Find the lines below that contain the string "Output". Copy each one.

>> start Raw records

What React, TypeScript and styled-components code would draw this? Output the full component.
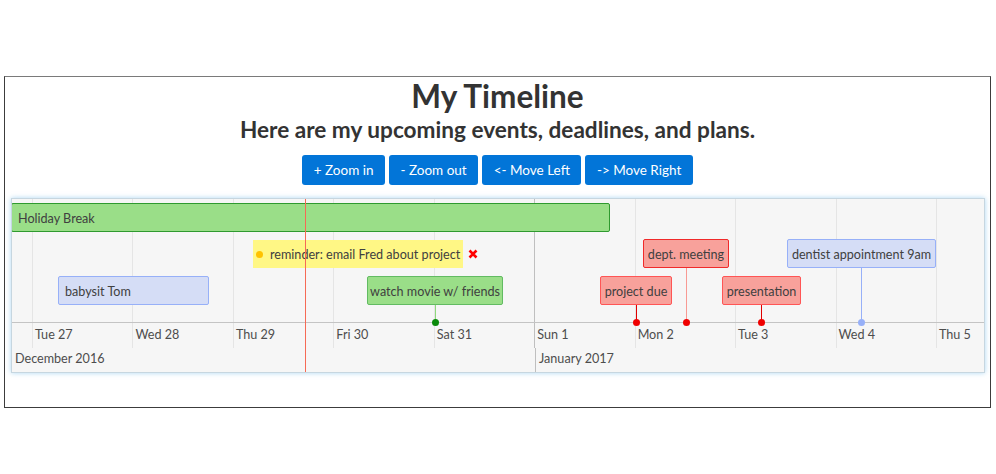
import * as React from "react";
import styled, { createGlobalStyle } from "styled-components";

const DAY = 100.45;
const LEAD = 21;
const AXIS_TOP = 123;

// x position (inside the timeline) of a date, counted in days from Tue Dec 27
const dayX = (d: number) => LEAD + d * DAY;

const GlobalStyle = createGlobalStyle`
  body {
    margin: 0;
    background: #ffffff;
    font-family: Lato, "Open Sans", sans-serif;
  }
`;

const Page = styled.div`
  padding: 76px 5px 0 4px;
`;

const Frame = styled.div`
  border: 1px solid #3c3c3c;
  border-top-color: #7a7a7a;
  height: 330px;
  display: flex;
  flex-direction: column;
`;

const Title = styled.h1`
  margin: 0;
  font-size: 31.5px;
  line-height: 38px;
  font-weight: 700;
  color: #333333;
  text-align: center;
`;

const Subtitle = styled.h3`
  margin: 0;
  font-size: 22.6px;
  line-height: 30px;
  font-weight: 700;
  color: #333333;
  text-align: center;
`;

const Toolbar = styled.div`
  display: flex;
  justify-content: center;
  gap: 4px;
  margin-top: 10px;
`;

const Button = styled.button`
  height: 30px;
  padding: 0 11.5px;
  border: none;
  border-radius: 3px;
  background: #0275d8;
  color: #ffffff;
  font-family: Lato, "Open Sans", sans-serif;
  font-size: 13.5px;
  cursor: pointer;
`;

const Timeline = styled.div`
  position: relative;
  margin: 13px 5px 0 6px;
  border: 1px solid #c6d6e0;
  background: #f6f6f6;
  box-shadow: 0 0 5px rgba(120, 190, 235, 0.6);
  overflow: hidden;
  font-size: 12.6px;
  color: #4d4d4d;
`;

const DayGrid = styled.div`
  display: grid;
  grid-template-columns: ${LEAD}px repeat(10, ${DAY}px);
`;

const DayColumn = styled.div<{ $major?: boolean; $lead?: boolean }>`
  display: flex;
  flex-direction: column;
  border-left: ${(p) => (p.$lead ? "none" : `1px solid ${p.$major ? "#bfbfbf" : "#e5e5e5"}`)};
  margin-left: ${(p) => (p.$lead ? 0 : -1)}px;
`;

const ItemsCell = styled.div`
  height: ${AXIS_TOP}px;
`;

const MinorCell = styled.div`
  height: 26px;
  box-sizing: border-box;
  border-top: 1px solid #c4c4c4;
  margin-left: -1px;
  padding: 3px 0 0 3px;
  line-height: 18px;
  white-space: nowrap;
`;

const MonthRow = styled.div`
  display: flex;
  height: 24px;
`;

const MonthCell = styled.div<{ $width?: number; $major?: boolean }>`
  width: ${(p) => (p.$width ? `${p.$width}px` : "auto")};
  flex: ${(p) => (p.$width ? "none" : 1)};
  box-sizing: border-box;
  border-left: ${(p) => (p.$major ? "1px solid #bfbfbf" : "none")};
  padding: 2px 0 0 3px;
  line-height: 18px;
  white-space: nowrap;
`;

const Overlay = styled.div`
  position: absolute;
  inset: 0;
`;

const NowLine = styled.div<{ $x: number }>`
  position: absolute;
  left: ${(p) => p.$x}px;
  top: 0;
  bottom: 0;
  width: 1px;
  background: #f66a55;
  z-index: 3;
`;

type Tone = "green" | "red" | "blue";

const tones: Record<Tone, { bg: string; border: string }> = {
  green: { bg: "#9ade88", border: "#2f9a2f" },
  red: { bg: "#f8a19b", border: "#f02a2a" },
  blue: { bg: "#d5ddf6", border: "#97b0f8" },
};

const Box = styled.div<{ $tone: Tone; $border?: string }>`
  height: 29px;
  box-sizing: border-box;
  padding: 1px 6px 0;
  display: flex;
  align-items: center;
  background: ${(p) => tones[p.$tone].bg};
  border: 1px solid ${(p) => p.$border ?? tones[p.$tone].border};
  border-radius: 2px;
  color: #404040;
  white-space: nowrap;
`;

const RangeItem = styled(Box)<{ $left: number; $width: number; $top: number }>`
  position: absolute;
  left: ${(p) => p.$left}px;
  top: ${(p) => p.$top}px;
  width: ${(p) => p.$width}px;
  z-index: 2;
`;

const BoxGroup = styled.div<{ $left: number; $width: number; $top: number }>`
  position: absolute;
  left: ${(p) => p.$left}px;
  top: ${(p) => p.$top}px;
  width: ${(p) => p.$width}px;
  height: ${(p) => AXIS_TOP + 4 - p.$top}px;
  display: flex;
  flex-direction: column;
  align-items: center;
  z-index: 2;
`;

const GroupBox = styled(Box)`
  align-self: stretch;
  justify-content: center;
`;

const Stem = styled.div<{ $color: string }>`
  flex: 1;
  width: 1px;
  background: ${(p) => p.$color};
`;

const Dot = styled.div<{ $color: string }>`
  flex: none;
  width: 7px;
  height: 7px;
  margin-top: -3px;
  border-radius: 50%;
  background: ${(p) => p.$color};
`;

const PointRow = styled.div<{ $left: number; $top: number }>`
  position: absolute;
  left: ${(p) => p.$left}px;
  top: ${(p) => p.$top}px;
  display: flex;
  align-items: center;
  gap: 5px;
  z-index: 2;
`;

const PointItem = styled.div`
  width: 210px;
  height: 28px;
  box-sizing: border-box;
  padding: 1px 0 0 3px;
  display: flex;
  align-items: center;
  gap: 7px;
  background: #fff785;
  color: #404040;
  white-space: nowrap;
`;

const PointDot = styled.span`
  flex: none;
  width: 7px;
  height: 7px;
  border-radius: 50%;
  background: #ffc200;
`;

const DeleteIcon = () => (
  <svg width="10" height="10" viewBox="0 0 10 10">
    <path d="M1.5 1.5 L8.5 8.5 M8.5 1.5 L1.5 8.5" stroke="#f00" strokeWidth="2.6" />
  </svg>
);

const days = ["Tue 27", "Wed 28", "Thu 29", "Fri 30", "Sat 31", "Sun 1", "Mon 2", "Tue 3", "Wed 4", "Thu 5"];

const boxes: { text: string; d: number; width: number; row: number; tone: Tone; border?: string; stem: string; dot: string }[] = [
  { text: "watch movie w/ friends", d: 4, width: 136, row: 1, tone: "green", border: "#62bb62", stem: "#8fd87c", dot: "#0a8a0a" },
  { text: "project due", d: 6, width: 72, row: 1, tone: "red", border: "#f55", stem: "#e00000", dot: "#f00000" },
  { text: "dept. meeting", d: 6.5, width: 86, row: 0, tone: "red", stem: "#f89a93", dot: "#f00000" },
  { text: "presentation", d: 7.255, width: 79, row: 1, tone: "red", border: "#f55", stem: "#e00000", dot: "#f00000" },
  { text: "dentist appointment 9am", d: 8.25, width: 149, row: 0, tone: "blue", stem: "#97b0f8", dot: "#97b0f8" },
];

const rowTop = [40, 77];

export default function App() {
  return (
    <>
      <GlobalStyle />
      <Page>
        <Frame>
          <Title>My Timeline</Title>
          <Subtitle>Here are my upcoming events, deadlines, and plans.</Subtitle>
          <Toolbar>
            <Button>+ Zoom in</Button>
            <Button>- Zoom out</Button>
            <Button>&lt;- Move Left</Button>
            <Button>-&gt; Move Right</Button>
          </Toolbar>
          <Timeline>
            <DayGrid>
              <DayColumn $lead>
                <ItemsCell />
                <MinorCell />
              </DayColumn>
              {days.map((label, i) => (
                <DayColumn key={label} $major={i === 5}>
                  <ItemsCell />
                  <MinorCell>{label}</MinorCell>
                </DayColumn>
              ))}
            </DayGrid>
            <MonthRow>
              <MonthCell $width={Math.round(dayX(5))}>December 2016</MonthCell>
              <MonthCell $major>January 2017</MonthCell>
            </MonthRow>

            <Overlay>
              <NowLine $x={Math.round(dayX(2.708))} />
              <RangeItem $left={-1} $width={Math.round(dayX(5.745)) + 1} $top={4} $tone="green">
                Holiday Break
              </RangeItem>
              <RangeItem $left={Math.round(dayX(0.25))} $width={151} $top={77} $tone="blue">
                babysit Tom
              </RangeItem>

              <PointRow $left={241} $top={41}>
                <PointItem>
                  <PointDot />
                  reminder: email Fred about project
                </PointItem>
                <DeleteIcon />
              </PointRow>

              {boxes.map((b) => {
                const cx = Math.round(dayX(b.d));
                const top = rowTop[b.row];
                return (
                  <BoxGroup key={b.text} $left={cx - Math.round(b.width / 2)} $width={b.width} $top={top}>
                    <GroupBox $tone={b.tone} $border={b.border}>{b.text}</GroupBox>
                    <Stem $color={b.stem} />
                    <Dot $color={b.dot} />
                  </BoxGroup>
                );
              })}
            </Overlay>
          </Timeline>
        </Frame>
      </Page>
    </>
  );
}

>> end Raw records
>> start Raw records

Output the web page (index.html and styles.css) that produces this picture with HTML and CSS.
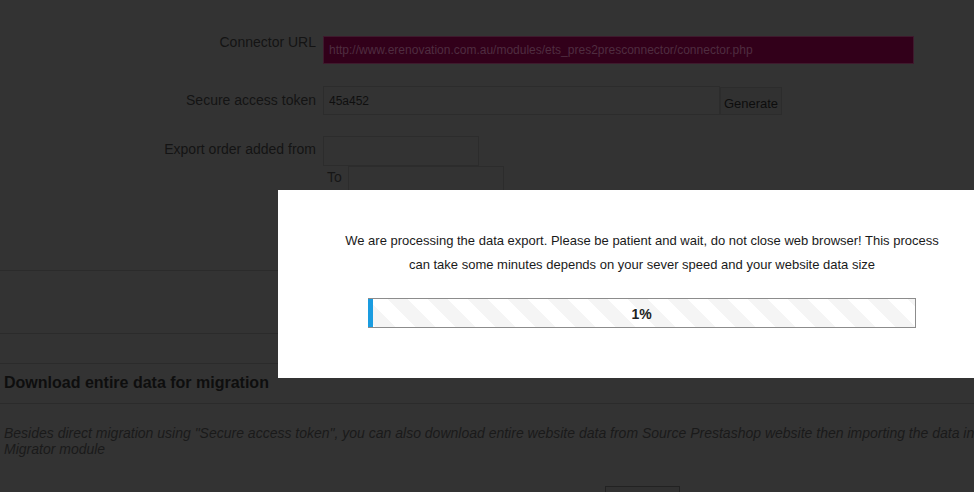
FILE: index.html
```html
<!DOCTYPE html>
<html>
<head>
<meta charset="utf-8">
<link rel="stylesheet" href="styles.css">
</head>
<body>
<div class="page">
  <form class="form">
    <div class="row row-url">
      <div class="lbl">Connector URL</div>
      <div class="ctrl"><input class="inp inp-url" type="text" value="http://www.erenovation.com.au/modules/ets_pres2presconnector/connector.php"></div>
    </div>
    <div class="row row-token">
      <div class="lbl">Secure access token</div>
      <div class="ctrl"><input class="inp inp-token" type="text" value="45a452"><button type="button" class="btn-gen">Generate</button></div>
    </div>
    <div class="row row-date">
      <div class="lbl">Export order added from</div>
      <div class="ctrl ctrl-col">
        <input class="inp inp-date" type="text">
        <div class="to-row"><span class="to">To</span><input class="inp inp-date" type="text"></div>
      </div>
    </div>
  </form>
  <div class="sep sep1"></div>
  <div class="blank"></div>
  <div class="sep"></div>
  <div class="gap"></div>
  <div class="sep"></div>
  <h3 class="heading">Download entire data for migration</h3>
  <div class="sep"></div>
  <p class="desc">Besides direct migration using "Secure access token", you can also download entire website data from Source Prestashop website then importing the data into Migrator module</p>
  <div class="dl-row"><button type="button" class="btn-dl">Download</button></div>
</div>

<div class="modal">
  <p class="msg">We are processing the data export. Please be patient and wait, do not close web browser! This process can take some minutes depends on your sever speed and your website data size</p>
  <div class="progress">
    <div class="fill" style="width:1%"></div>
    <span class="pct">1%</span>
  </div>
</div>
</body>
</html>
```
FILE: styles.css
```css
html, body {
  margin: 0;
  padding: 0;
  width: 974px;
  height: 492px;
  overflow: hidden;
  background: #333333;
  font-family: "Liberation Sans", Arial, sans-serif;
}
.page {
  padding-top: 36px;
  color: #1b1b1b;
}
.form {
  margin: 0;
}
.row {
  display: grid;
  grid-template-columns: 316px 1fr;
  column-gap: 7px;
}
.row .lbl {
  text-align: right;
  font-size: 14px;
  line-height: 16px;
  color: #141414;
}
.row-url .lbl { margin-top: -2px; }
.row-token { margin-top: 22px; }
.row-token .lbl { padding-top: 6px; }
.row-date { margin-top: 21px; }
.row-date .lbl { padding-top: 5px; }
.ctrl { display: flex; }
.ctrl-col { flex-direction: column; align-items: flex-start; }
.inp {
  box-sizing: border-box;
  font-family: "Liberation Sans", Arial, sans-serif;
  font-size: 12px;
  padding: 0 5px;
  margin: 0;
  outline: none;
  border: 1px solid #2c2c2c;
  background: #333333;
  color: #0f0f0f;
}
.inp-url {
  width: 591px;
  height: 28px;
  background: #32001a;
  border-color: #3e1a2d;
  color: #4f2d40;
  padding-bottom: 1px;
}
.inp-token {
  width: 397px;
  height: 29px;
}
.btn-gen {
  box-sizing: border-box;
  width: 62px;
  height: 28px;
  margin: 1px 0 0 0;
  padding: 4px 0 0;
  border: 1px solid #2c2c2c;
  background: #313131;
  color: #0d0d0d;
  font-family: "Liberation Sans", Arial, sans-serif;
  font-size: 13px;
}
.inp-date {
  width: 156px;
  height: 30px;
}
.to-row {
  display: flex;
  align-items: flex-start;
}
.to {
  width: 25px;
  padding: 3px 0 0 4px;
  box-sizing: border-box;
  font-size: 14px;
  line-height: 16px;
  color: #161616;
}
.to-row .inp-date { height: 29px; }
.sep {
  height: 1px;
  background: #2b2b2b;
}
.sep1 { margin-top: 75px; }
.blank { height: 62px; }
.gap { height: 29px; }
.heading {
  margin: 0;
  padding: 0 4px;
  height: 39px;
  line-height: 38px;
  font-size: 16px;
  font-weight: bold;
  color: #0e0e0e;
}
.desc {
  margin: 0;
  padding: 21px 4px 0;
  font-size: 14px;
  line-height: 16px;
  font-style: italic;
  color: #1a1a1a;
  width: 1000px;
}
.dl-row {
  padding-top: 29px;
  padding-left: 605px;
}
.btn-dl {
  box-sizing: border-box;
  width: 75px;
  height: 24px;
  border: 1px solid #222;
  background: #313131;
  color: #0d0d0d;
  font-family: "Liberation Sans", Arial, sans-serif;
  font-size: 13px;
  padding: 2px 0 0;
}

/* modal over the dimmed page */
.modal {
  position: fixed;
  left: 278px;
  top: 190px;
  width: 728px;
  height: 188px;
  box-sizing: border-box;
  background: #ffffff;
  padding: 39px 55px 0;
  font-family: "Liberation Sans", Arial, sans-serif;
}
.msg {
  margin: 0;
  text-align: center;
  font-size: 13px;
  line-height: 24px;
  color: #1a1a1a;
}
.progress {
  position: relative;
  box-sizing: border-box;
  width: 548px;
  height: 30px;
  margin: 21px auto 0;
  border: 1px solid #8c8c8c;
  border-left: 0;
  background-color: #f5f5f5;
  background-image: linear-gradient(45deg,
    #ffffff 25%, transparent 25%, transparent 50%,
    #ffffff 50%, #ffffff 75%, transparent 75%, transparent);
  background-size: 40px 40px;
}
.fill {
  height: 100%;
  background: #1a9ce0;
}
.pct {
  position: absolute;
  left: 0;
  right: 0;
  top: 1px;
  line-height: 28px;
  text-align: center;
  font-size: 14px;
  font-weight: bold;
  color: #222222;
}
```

>> end Raw records

• **Complete response**:
What React, TypeScript and styled-components code would draw this? Output the full component.
Output the web page (index.html and styles.css) that produces this picture with HTML and CSS.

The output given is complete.